Over the next few weeks to months, the likely path in McGregor's view is an uneasy, incomplete de-escalation unless Washington can show it can proceed without Israeli veto power. If nuclear, asset, and security-zone issues remain unresolved, the deal stays fragile and the market keeps a geopolitical risk premium.
Structurally, he argues the U.S. is moving from hegemonic control toward constrained influence in a world dominated by resilient civilizational states. The longer-run implication is a more multipolar order with weaker Western ability to impose military or financial outcomes.
Prime Minister Netanyahu, not President Trump, is the one actually controlling the trajectory of the war.
McGregor asserts Netanyahu created the situation leading to the war and has made all key decisions on when it starts, pauses, or resumes, while Trump largely supports him.
The US has tried everything to corrupt/bribe the Iranian regime and failed because Iran is a genuine civilization-state with thousands of years of history, not an artificial state.
Speaker explains failure by noting Iran's historical identity as Persia and that its population did not defect during the Iran-Iraq war.
The US-Iran framework agreement represents a US capitulation to Iran.
McGregor says the document, based on passages he read, looks like a declaration of surrender to Iran — the US is accepting points it wouldn't have before.
What does he think of the U.S.-Iran agreement?
He says nobody has seen the text yet, so he cannot say exactly what it contains. He adds that it does not appear to be fully signed, and that what exists looks more like a framework that could still change.

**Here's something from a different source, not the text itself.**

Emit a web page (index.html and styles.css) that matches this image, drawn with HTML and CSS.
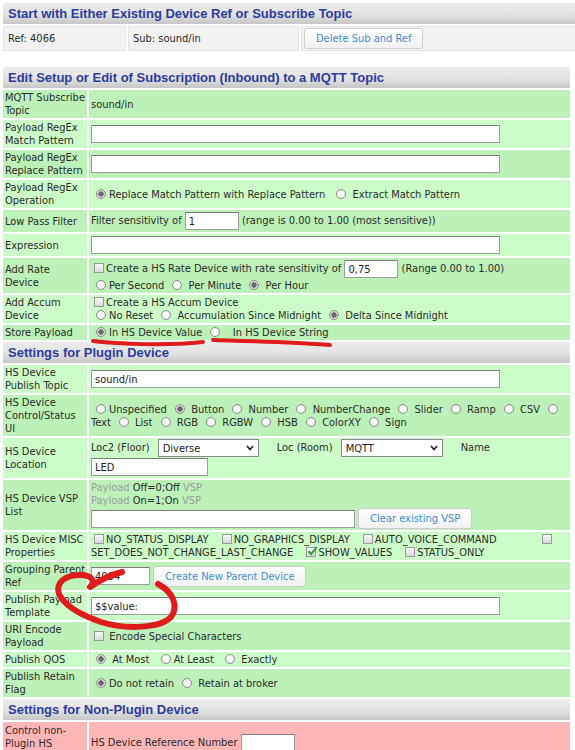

Will Israel oppose the agreement?
He says yes, absolutely. He argues that Netanyahu and other Israeli leaders see the framework as unacceptable because it does not meet Israel’s security needs and they have said they will act as needed.
Can Israel block the deal given its dependence on U.S. weapons?
He says the key issue is who really controls events, and he thinks Netanyahu has been driving the conflict more than Trump. He argues Trump is now trying to exit because of economic pressure and the global energy disruption, but is constrained by the agreement’s perceived surrender terms and Israeli rejection.